*WHAT IS EXPECTED*. Produce an exact copy of all the data below, dropping every image.

....

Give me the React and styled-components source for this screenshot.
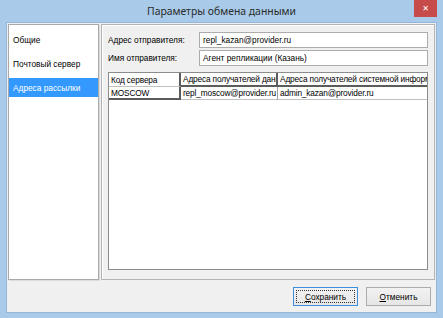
import React from "react";
import styled, { createGlobalStyle } from "styled-components";

const Global = createGlobalStyle`
  html, body { margin: 0; padding: 0; }
  body {
    width: 443px; height: 318px; overflow: hidden;
    background: #a9cbe9;
    font-family: "Liberation Sans", Arial, sans-serif;
  }
  #root { width: 443px; height: 318px; }
`;

const Window = styled.div`
  width: 443px;
  height: 318px;
  display: flex;
  flex-direction: column;
  background: #a9cbe9;
  box-sizing: border-box;
`;

const TitleBar = styled.div`
  position: relative;
  height: 23px;
  flex: none;
  display: flex;
  align-items: center;
  justify-content: center;
  font-family: "Noto Sans", "Open Sans", sans-serif;
  font-size: 10.4px;
  color: #2a2a2a;
  padding-bottom: 1px;
  box-sizing: border-box;
`;

const CloseBtn = styled.div`
  position: absolute;
  top: 0;
  right: 6px;
  width: 23px;
  height: 17px;
  background: #c74b4b;
  color: #fff;
  display: flex;
  align-items: center;
  justify-content: center;
  font-family: "DejaVu Sans", sans-serif;
  font-size: 8px;
  font-weight: bold;
`;

const Body = styled.div`
  flex: 1;
  margin: 0 7px 6px;
  background: #f0f0f0;
  box-shadow: 0 0 0 1px #93b7da;
  display: flex;
  flex-direction: column;
  font-size: 8.3px;
  color: #000;
`;

const Main = styled.div`
  display: flex;
  gap: 2px;
  padding: 1px 1px 0;
  height: 257px;
  box-sizing: border-box;
`;

const NavList = styled.div`
  flex: none;
  width: 91px;
  height: 256px;
  box-sizing: border-box;
  background: #fff;
  border: 1px solid #a9a9a9;
  box-shadow: 1px 1px 0 #dcdcdc;
  padding-top: 5px;
  display: flex;
  flex-direction: column;
  gap: 5px;
`;

const NavItem = styled.div`
  height: 19px;
  display: flex;
  align-items: center;
  padding-left: 4px;
  white-space: nowrap;
  background: ${(p) => (p.$active ? "#3399ff" : "transparent")};
  color: ${(p) => (p.$active ? "#fff" : "#000")};
`;

const Panel = styled.div`
  flex: 1;
  min-width: 0;
  height: 256px;
  box-sizing: border-box;
  border: 1px solid #b4b4b4;
  box-shadow: inset 1px 1px 0 #fff;
  padding: 7px 6px 9px 6px;
  display: flex;
  flex-direction: column;
`;

const FieldRow = styled.div`
  display: flex;
  align-items: center;
  height: 16px;
  margin-bottom: 2px;
`;

const Label = styled.div`
  width: 91px;
  flex: none;
  white-space: nowrap;
`;

const TextBox = styled.div`
  flex: 1;
  min-width: 0;
  height: 16px;
  box-sizing: border-box;
  background: #fff;
  border: 1px solid #acacac;
  display: flex;
  align-items: center;
  padding-left: 3px;
  white-space: nowrap;
`;

const Grid = styled.div`
  margin-top: 4px;
  flex: 1;
  background: #fff;
  border: 1px solid #8c8c8c;
  overflow: hidden;
  display: grid;
  grid-template-columns: 72px 97px 180px;
  grid-auto-rows: min-content;
`;

const Cell = styled.div`
  height: ${(p) => (p.$head ? "14px" : "13px")};
  box-sizing: border-box;
  padding-left: 2px;
  letter-spacing: -0.15px;
  display: flex;
  align-items: center;
  white-space: nowrap;
  overflow: hidden;
  background: #fff;
  border-right: ${(p) => (p.$strong ? "2px solid #5c5c5c" : "1px solid #a0a0a0")};
  border-bottom: ${(p) => (p.$strongBottom ? "2px solid #5c5c5c" : "1px solid #c0c0c0")};
`;

const Footer = styled.div`
  flex: 1;
  display: flex;
  justify-content: flex-end;
  align-items: flex-start;
  gap: 8px;
  padding: 7px 5px 0 0;
`;

const Button = styled.div`
  position: relative;
  width: 65px;
  height: 19px;
  box-sizing: border-box;
  border: 1px solid ${(p) => (p.$default ? "#3c8fe0" : "#acacac")};
  background: linear-gradient(#f2f2f2, #e6e6e6);
  display: flex;
  align-items: center;
  justify-content: center;
  font-size: 8.3px;
  color: #000;
  ${(p) =>
    p.$default &&
    `&::after {
      content: "";
      position: absolute;
      inset: 2px;
      border: 1px dotted #333;
    }`}
  u { text-decoration: underline; }
`;

export default function App() {
  return (
    <>
      <Global />
      <Window>
        <TitleBar>
          Параметры обмена данными
          <CloseBtn>✕</CloseBtn>
        </TitleBar>
        <Body>
          <Main>
            <NavList>
              <NavItem>Общие</NavItem>
              <NavItem>Почтовый сервер</NavItem>
              <NavItem $active>Адреса рассылки</NavItem>
            </NavList>
            <Panel>
              <FieldRow>
                <Label>Адрес отправителя:</Label>
                <TextBox>repl_kazan@provider.ru</TextBox>
              </FieldRow>
              <FieldRow>
                <Label>Имя отправителя:</Label>
                <TextBox>Агент репликации (Казань)</TextBox>
              </FieldRow>
              <Grid>
                <Cell $head $strong>Код сервера</Cell>
                <Cell $head $strong $strongBottom>Адреса получателей данных</Cell>
                <Cell $head $strong $strongBottom>Адреса получателей системной информации</Cell>
                <Cell $strong $strongBottom>MOSCOW</Cell>
                <Cell>repl_moscow@provider.ru</Cell>
                <Cell>admin_kazan@provider.ru</Cell>
              </Grid>
            </Panel>
          </Main>
          <Footer>
            <Button $default><span><u>С</u>охранить</span></Button>
            <Button><span><u>О</u>тменить</span></Button>
          </Footer>
        </Body>
      </Window>
    </>
  );
}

....

*WRITTEN ANSWER*.
Give me the React and styled-components source for this screenshot.
import React from "react";
import styled, { createGlobalStyle } from "styled-components";

const Global = createGlobalStyle`
  html, body { margin: 0; padding: 0; }
  body {
    width: 443px; height: 318px; overflow: hidden;
    background: #a9cbe9;
    font-family: "Liberation Sans", Arial, sans-serif;
  }
  #root { width: 443px; height: 318px; }
`;

const Window = styled.div`
  width: 443px;
  height: 318px;
  display: flex;
  flex-direction: column;
  background: #a9cbe9;
  box-sizing: border-box;
`;

const TitleBar = styled.div`
  position: relative;
  height: 23px;
  flex: none;
  display: flex;
  align-items: center;
  justify-content: center;
  font-family: "Noto Sans", "Open Sans", sans-serif;
  font-size: 10.4px;
  color: #2a2a2a;
  padding-bottom: 1px;
  box-sizing: border-box;
`;

const CloseBtn = styled.div`
  position: absolute;
  top: 0;
  right: 6px;
  width: 23px;
  height: 17px;
  background: #c74b4b;
  color: #fff;
  display: flex;
  align-items: center;
  justify-content: center;
  font-family: "DejaVu Sans", sans-serif;
  font-size: 8px;
  font-weight: bold;
`;

const Body = styled.div`
  flex: 1;
  margin: 0 7px 6px;
  background: #f0f0f0;
  box-shadow: 0 0 0 1px #93b7da;
  display: flex;
  flex-direction: column;
  font-size: 8.3px;
  color: #000;
`;

const Main = styled.div`
  display: flex;
  gap: 2px;
  padding: 1px 1px 0;
  height: 257px;
  box-sizing: border-box;
`;

const NavList = styled.div`
  flex: none;
  width: 91px;
  height: 256px;
  box-sizing: border-box;
  background: #fff;
  border: 1px solid #a9a9a9;
  box-shadow: 1px 1px 0 #dcdcdc;
  padding-top: 5px;
  display: flex;
  flex-direction: column;
  gap: 5px;
`;

const NavItem = styled.div`
  height: 19px;
  display: flex;
  align-items: center;
  padding-left: 4px;
  white-space: nowrap;
  background: ${(p) => (p.$active ? "#3399ff" : "transparent")};
  color: ${(p) => (p.$active ? "#fff" : "#000")};
`;

const Panel = styled.div`
  flex: 1;
  min-width: 0;
  height: 256px;
  box-sizing: border-box;
  border: 1px solid #b4b4b4;
  box-shadow: inset 1px 1px 0 #fff;
  padding: 7px 6px 9px 6px;
  display: flex;
  flex-direction: column;
`;

const FieldRow = styled.div`
  display: flex;
  align-items: center;
  height: 16px;
  margin-bottom: 2px;
`;

const Label = styled.div`
  width: 91px;
  flex: none;
  white-space: nowrap;
`;

const TextBox = styled.div`
  flex: 1;
  min-width: 0;
  height: 16px;
  box-sizing: border-box;
  background: #fff;
  border: 1px solid #acacac;
  display: flex;
  align-items: center;
  padding-left: 3px;
  white-space: nowrap;
`;

const Grid = styled.div`
  margin-top: 4px;
  flex: 1;
  background: #fff;
  border: 1px solid #8c8c8c;
  overflow: hidden;
  display: grid;
  grid-template-columns: 72px 97px 180px;
  grid-auto-rows: min-content;
`;

const Cell = styled.div`
  height: ${(p) => (p.$head ? "14px" : "13px")};
  box-sizing: border-box;
  padding-left: 2px;
  letter-spacing: -0.15px;
  display: flex;
  align-items: center;
  white-space: nowrap;
  overflow: hidden;
  background: #fff;
  border-right: ${(p) => (p.$strong ? "2px solid #5c5c5c" : "1px solid #a0a0a0")};
  border-bottom: ${(p) => (p.$strongBottom ? "2px solid #5c5c5c" : "1px solid #c0c0c0")};
`;

const Footer = styled.div`
  flex: 1;
  display: flex;
  justify-content: flex-end;
  align-items: flex-start;
  gap: 8px;
  padding: 7px 5px 0 0;
`;

const Button = styled.div`
  position: relative;
  width: 65px;
  height: 19px;
  box-sizing: border-box;
  border: 1px solid ${(p) => (p.$default ? "#3c8fe0" : "#acacac")};
  background: linear-gradient(#f2f2f2, #e6e6e6);
  display: flex;
  align-items: center;
  justify-content: center;
  font-size: 8.3px;
  color: #000;
  ${(p) =>
    p.$default &&
    `&::after {
      content: "";
      position: absolute;
      inset: 2px;
      border: 1px dotted #333;
    }`}
  u { text-decoration: underline; }
`;

export default function App() {
  return (
    <>
      <Global />
      <Window>
        <TitleBar>
          Параметры обмена данными
          <CloseBtn>✕</CloseBtn>
        </TitleBar>
        <Body>
          <Main>
            <NavList>
              <NavItem>Общие</NavItem>
              <NavItem>Почтовый сервер</NavItem>
              <NavItem $active>Адреса рассылки</NavItem>
            </NavList>
            <Panel>
              <FieldRow>
                <Label>Адрес отправителя:</Label>
                <TextBox>repl_kazan@provider.ru</TextBox>
              </FieldRow>
              <FieldRow>
                <Label>Имя отправителя:</Label>
                <TextBox>Агент репликации (Казань)</TextBox>
              </FieldRow>
              <Grid>
                <Cell $head $strong>Код сервера</Cell>
                <Cell $head $strong $strongBottom>Адреса получателей данных</Cell>
                <Cell $head $strong $strongBottom>Адреса получателей системной информации</Cell>
                <Cell $strong $strongBottom>MOSCOW</Cell>
                <Cell>repl_moscow@provider.ru</Cell>
                <Cell>admin_kazan@provider.ru</Cell>
              </Grid>
            </Panel>
          </Main>
          <Footer>
            <Button $default><span><u>С</u>охранить</span></Button>
            <Button><span><u>О</u>тменить</span></Button>
          </Footer>
        </Body>
      </Window>
    </>
  );
}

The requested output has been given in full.